[Begin]

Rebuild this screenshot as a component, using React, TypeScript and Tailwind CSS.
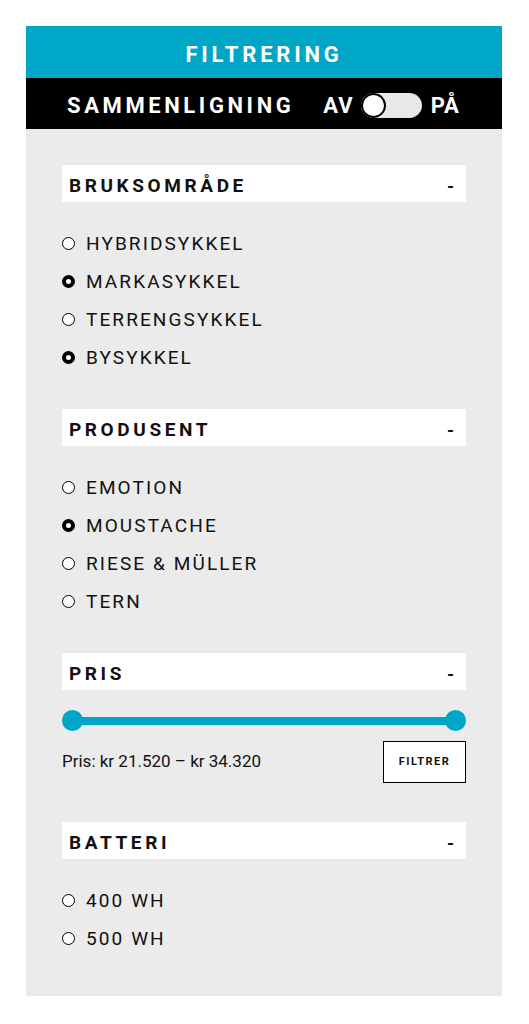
import React from 'react';

type Option = { label: string; checked?: boolean };

const sections: { title: string; options: Option[] }[] = [
  {
    title: 'BRUKSOMRÅDE',
    options: [
      { label: 'HYBRIDSYKKEL' },
      { label: 'MARKASYKKEL', checked: true },
      { label: 'TERRENGSYKKEL' },
      { label: 'BYSYKKEL', checked: true },
    ],
  },
  {
    title: 'PRODUSENT',
    options: [
      { label: 'EMOTION' },
      { label: 'MOUSTACHE', checked: true },
      { label: 'RIESE & MÜLLER' },
      { label: 'TERN' },
    ],
  },
];

const SectionHeader: React.FC<{ title: string }> = ({ title }) => (
  <div className="flex h-[37px] items-center justify-between bg-white pl-[7px] pr-[12px] pt-[5px]">
    <span className="text-[19px] font-bold tracking-[3.6px] text-[#111]">{title}</span>
    <span className="text-[18px] font-bold text-[#111]">-</span>
  </div>
);

const Radio: React.FC<Option> = ({ label, checked }) => (
  <div className="flex h-[38px] items-center">
    <span
      className={`box-border h-[13px] w-[13px] rounded-full border-black bg-white ${
        checked ? 'border-[4px]' : 'border-[1.5px]'
      }`}
    />
    <span className="ml-[11px] pt-[2px] text-[19px] tracking-[2.1px] text-[#111]">{label}</span>
  </div>
);

const OptionList: React.FC<{ options: Option[] }> = ({ options }) => (
  <div className="mt-[22px] flex flex-col">
    {options.map((o) => (
      <Radio key={o.label} {...o} />
    ))}
  </div>
);

export default function App() {
  return (
    <div className="min-h-screen bg-white pt-[26px]" style={{ fontFamily: 'Roboto, "Liberation Sans", sans-serif' }}>
      <div className="mx-[26px] w-[476px]">
        <div className="flex h-[52px] items-center justify-center bg-[#00a6c6] pt-[4px]">
          <span className="text-[22px] font-bold tracking-[3.8px] text-white">FILTRERING</span>
        </div>
        <div className="flex h-[51px] items-center bg-black pl-[41px] pt-[3px]">
          <span className="text-[22px] font-bold tracking-[3.6px] text-white">SAMMENLIGNING</span>
          <span className="ml-[29px] text-[22px] font-bold tracking-[1px] text-white">AV</span>
          <div className="ml-[7px] flex h-[25px] w-[61px] items-center rounded-full bg-[#e8e8e8]">
            <span className="box-border h-[25px] w-[25px] rounded-full border-[2.5px] border-black bg-white" />
          </div>
          <span className="ml-[9px] text-[22px] font-bold tracking-[1px] text-white">PÅ</span>
        </div>
        <div className="bg-[#ebebeb] px-9 pb-[39px] pt-9">
          {sections.map((s, i) => (
            <div key={s.title} className={i > 0 ? 'mt-[33px]' : ''}>
              <SectionHeader title={s.title} />
              <OptionList options={s.options} />
            </div>
          ))}

          <div className="mt-[33px]">
            <SectionHeader title="PRIS" />
            <div className="relative mt-5 h-[21px]">
              <div className="absolute left-[10px] right-[10px] top-[7px] h-[8px] bg-[#00a6c6]" />
              <span className="absolute left-0 top-0 h-[21px] w-[21px] rounded-full bg-[#00a6c6]" />
              <span className="absolute right-0 top-0 h-[21px] w-[21px] rounded-full bg-[#00a6c6]" />
            </div>
            <div className="mt-[10px] flex items-center justify-between">
              <span className="text-[17px] text-[#111]">Pris: kr 21.520 – kr 34.320</span>
              <button className="flex h-[42px] w-[83px] items-center justify-center border border-black bg-white text-[11px] font-bold tracking-[1.5px] text-[#111]">
                FILTRER
              </button>
            </div>
          </div>

          <div className="mt-[39px]">
            <SectionHeader title="BATTERI" />
            <OptionList options={[{ label: '400 WH' }, { label: '500 WH' }]} />
          </div>
        </div>
      </div>
    </div>
  );
}
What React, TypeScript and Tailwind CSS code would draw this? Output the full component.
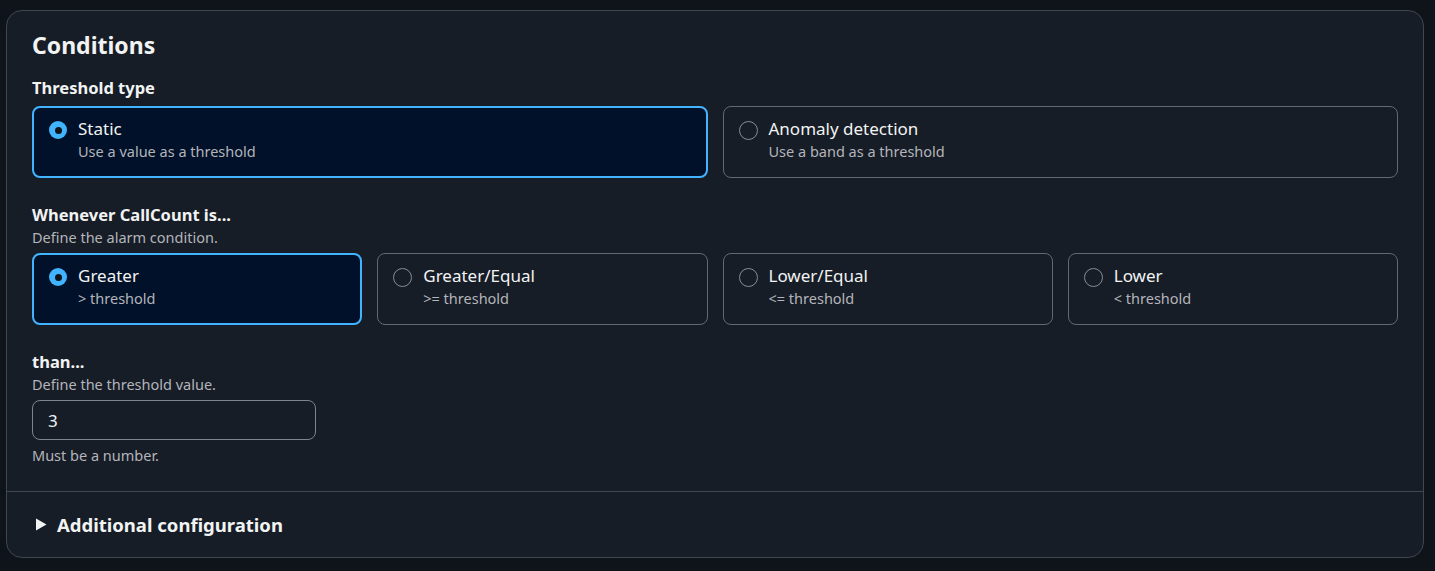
import { useState } from "react";

type Opt = { id: string; title: string; desc: string };

const thresholdTypes: Opt[] = [
  { id: "static", title: "Static", desc: "Use a value as a threshold" },
  { id: "anomaly", title: "Anomaly detection", desc: "Use a band as a threshold" },
];

const comparisons: Opt[] = [
  { id: "gt", title: "Greater", desc: "> threshold" },
  { id: "gte", title: "Greater/Equal", desc: ">= threshold" },
  { id: "lte", title: "Lower/Equal", desc: "<= threshold" },
  { id: "lt", title: "Lower", desc: "< threshold" },
];

const Radio = ({ checked }: { checked: boolean }) =>
  checked ? (
    <span className="mt-[4px] flex h-[18px] w-[18px] shrink-0 items-center justify-center rounded-full bg-[#42b4ff]">
      <span className="h-[7px] w-[7px] rounded-full bg-[#0f141a]" />
    </span>
  ) : (
    <span className="mt-[4px] h-[19px] w-[19px] shrink-0 rounded-full border-[1.5px] border-[#8c8c94]" />
  );

const Tile = ({ opt, checked, onClick }: { opt: Opt; checked: boolean; onClick: () => void }) => (
  <button
    type="button"
    onClick={onClick}
    className={
      checked
        ? "flex h-[72px] gap-[11px] rounded-lg border-2 border-[#42b4ff] bg-[#001129] pl-[15px] pt-[9px] text-left"
        : "flex h-[72px] gap-[11px] rounded-lg border border-[#656871] bg-[#161d26] pl-[15px] pt-[10px] text-left"
    }
  >
    <Radio checked={checked} />
    <div className="flex flex-col">
      <span className="text-[17px] leading-[24px] text-[#f2f3f3]">{opt.title}</span>
      <span className="text-[14.5px] leading-[21px] text-[#b4b4bb]">{opt.desc}</span>
    </div>
  </button>
);

export default function App() {
  const [type, setType] = useState("static");
  const [cmp, setCmp] = useState("gt");

  return (
    <div className="min-h-[571px] bg-[#0f141a] pl-[6px] pr-[11px] pt-[10px] font-['Noto_Sans',sans-serif]">
      <div className="rounded-2xl border border-[#424650] bg-[#161d26]">
        <div className="px-[25px] pb-[25px] pt-[19px]">
          <h2 className="text-[23px] font-bold leading-[30px] text-[#f2f3f3]">Conditions</h2>

          <div className="mt-[17px] text-[16.5px] font-bold leading-[22px] text-[#f2f3f3]">Threshold type</div>
          <div className="mt-[7px] grid grid-cols-2 gap-[15px]">
            {thresholdTypes.map((o) => (
              <Tile key={o.id} opt={o} checked={type === o.id} onClick={() => setType(o.id)} />
            ))}
          </div>

          <div className="mt-[26px] text-[16.5px] font-bold leading-[22px] text-[#f2f3f3]">Whenever CallCount is...</div>
          <div className="text-[14.5px] leading-[22px] text-[#b4b4bb]">Define the alarm condition.</div>
          <div className="mt-[5px] grid grid-cols-4 gap-[15px]">
            {comparisons.map((o) => (
              <Tile key={o.id} opt={o} checked={cmp === o.id} onClick={() => setCmp(o.id)} />
            ))}
          </div>

          <div className="mt-[26px] text-[16.5px] font-bold leading-[22px] text-[#f2f3f3]">than...</div>
          <div className="text-[14.5px] leading-[22px] text-[#b4b4bb]">Define the threshold value.</div>
          <input
            defaultValue="3"
            className="mt-[5px] h-[40px] w-[284px] rounded-lg border border-[#7d8492] bg-[#161d26] px-[15px] text-[17px] text-[#f2f3f3] outline-none"
          />
          <div className="mt-[4px] text-[14.5px] leading-[22px] text-[#b4b4bb]">Must be a number.</div>
        </div>

        <div className="flex h-[66px] items-center gap-[10px] border-t border-[#424650] px-[29px]">
          <svg width="12" height="13" viewBox="0 0 12 13" className="-ml-[1px]">
            <path d="M1 0.5 L11.5 6.5 L1 12.5 Z" fill="#f2f3f3" />
          </svg>
          <span className="text-[18.5px] font-bold leading-[24px] text-[#f2f3f3]">Additional configuration</span>
        </div>
      </div>
    </div>
  );
}
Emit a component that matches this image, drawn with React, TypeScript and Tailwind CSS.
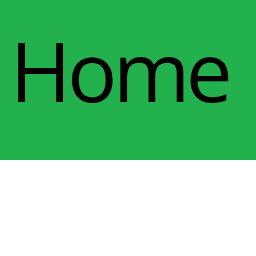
export default function App() {
  return (
    <div className="w-[256px] h-[256px] bg-white">
      <div className="h-[160px] bg-[#22b14c] pl-[10px] pt-[28px]">
        <div className="text-[83px] leading-none text-black tracking-[-4px]" style={{ fontFamily: '"Open Sans", sans-serif' }}>Home</div>
      </div>
    </div>
  );
}
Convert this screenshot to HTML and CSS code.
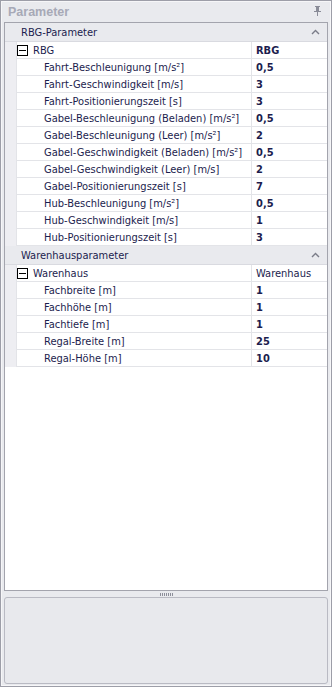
FILE: index.html
```html
<!DOCTYPE html>
<html>
<head>
<meta charset="utf-8">
<link rel="stylesheet" href="styles.css">
</head>
<body>
<div class="window">
  <div class="titlebar">
    <span class="title">Parameter</span>
    <svg class="pin" width="9" height="10" viewBox="0 0 9 10"><path d="M2 0h5v1H6v4h2v1H5v4H4V6H1V5h2V1H2z" fill="#8a8c98"/></svg>
  </div>
  <div class="grid">
    <div class="cat"><span>RBG-Parameter</span><svg class="caret" width="9" height="6" viewBox="0 0 9 6"><path d="M1 5l3.5-3.5L8 5" fill="none" stroke="#7a7c88" stroke-width="1.4"/></svg></div>
    <div class="row"><div class="gut"></div><div class="name grp"><span class="box"></span>RBG</div><div class="val b">RBG</div></div>
    <div class="row"><div class="gut"></div><div class="name">Fahrt-Beschleunigung [m/s²]</div><div class="val b">0,5</div></div>
    <div class="row"><div class="gut"></div><div class="name">Fahrt-Geschwindigkeit [m/s]</div><div class="val b">3</div></div>
    <div class="row"><div class="gut"></div><div class="name">Fahrt-Positionierungszeit [s]</div><div class="val b">3</div></div>
    <div class="row"><div class="gut"></div><div class="name">Gabel-Beschleunigung (Beladen) [m/s²]</div><div class="val b">0,5</div></div>
    <div class="row"><div class="gut"></div><div class="name">Gabel-Beschleunigung (Leer) [m/s²]</div><div class="val b">2</div></div>
    <div class="row"><div class="gut"></div><div class="name">Gabel-Geschwindigkeit (Beladen) [m/s²]</div><div class="val b">0,5</div></div>
    <div class="row"><div class="gut"></div><div class="name">Gabel-Geschwindigkeit (Leer) [m/s]</div><div class="val b">2</div></div>
    <div class="row"><div class="gut"></div><div class="name">Gabel-Positionierungszeit [s]</div><div class="val b">7</div></div>
    <div class="row"><div class="gut"></div><div class="name">Hub-Beschleunigung [m/s²]</div><div class="val b">0,5</div></div>
    <div class="row"><div class="gut"></div><div class="name">Hub-Geschwindigkeit [m/s]</div><div class="val b">1</div></div>
    <div class="row"><div class="gut"></div><div class="name">Hub-Positionierungszeit [s]</div><div class="val b">3</div></div>
    <div class="cat"><span>Warenhausparameter</span><svg class="caret" width="9" height="6" viewBox="0 0 9 6"><path d="M1 5l3.5-3.5L8 5" fill="none" stroke="#7a7c88" stroke-width="1.4"/></svg></div>
    <div class="row"><div class="gut"></div><div class="name grp"><span class="box"></span>Warenhaus</div><div class="val">Warenhaus</div></div>
    <div class="row"><div class="gut"></div><div class="name">Fachbreite [m]</div><div class="val b">1</div></div>
    <div class="row"><div class="gut"></div><div class="name">Fachhöhe [m]</div><div class="val b">1</div></div>
    <div class="row"><div class="gut"></div><div class="name">Fachtiefe [m]</div><div class="val b">1</div></div>
    <div class="row"><div class="gut"></div><div class="name">Regal-Breite [m]</div><div class="val b">25</div></div>
    <div class="row"><div class="gut"></div><div class="name">Regal-Höhe [m]</div><div class="val b">10</div></div>
  </div>
  <div class="splitter"><span class="dots"></span></div>
  <div class="desc"></div>
</div>
</body>
</html>
```
FILE: styles.css
```css
* { box-sizing: border-box; }
html, body { margin: 0; padding: 0; }
body {
  width: 332px; height: 687px;
  background: #e9eaee;
  font-family: Tahoma, "DejaVu Sans Condensed", "Liberation Sans", sans-serif;
  font-size: 11px;
  color: #1c1d4e;
}
.window {
  width: 332px; height: 687px;
  border: 1px solid #9d9ea8;
  box-shadow: inset 0 0 0 1px #f6f6f8;
  display: flex; flex-direction: column;
  padding: 0 3px 1px 3px;
}
.titlebar {
  height: 21px; flex: none;
  display: flex; align-items: center; justify-content: space-between;
  padding: 0 6px 0 4px;
}
.title {
  font-family: "Liberation Sans", Arial, sans-serif;
  font-weight: bold; font-size: 12.5px; color: #a7a9b7;
}
.pin { margin-top: -2px; }
.grid {
  height: 569px; flex: none;
  background: #fff;
  border: 1px solid #a3a4ad;
  display: flex; flex-direction: column;
}
.cat {
  height: 19px; flex: none;
  background: #e9eaee;
  border-bottom: 1px solid #d9dae0;
  display: flex; align-items: center; justify-content: space-between;
  padding: 0 7px 0 16px;
}
.row {
  height: 17px; flex: none;
  display: flex;
  border-bottom: 1px solid #e3e4e8;
}
.gut {
  width: 12px; flex: none;
  background: #eeeef2;
  border-right: 1px solid #e3e4e8;
  margin-bottom: -1px;
}
.name {
  flex: none; width: 235px;
  padding-left: 27px;
  border-right: 1px solid #e3e4e8;
  display: flex; align-items: center;
  white-space: nowrap; overflow: hidden;
}
.name.grp { padding-left: 0; }
.box {
  width: 11px; height: 11px; flex: none;
  border: 1px solid #000; margin: 0 5px 0 0;
  position: relative;
}
.box::after {
  content: ""; position: absolute; left: 1px; top: 4px; width: 7px; height: 1px; background: #000;
}
.val {
  flex: 1; padding-left: 4px;
  display: flex; align-items: center;
}
.b { font-weight: bold; }
.splitter {
  height: 6px; flex: none; display: flex; justify-content: center; align-items: center;
}
.dots {
  width: 13px; height: 3px;
  background: repeating-linear-gradient(90deg, #8c8e9a 0 1px, transparent 1px 2px);
}
.desc {
  flex: 1;
  border: 1px solid #b9bac3;
  border-radius: 3px;
  background: #e8e9ed;
  margin-bottom: 1px;
}
```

[End]

# Short problem:
Point out every line holding the string "Tailwind" and copy it.

# Task response:
Rebuild this screenshot as a component, using React, TypeScript and Tailwind CSS.
What React, TypeScript and Tailwind CSS code would draw this? Output the full component.
Emit a component that matches this image, drawn with React, TypeScript and Tailwind CSS.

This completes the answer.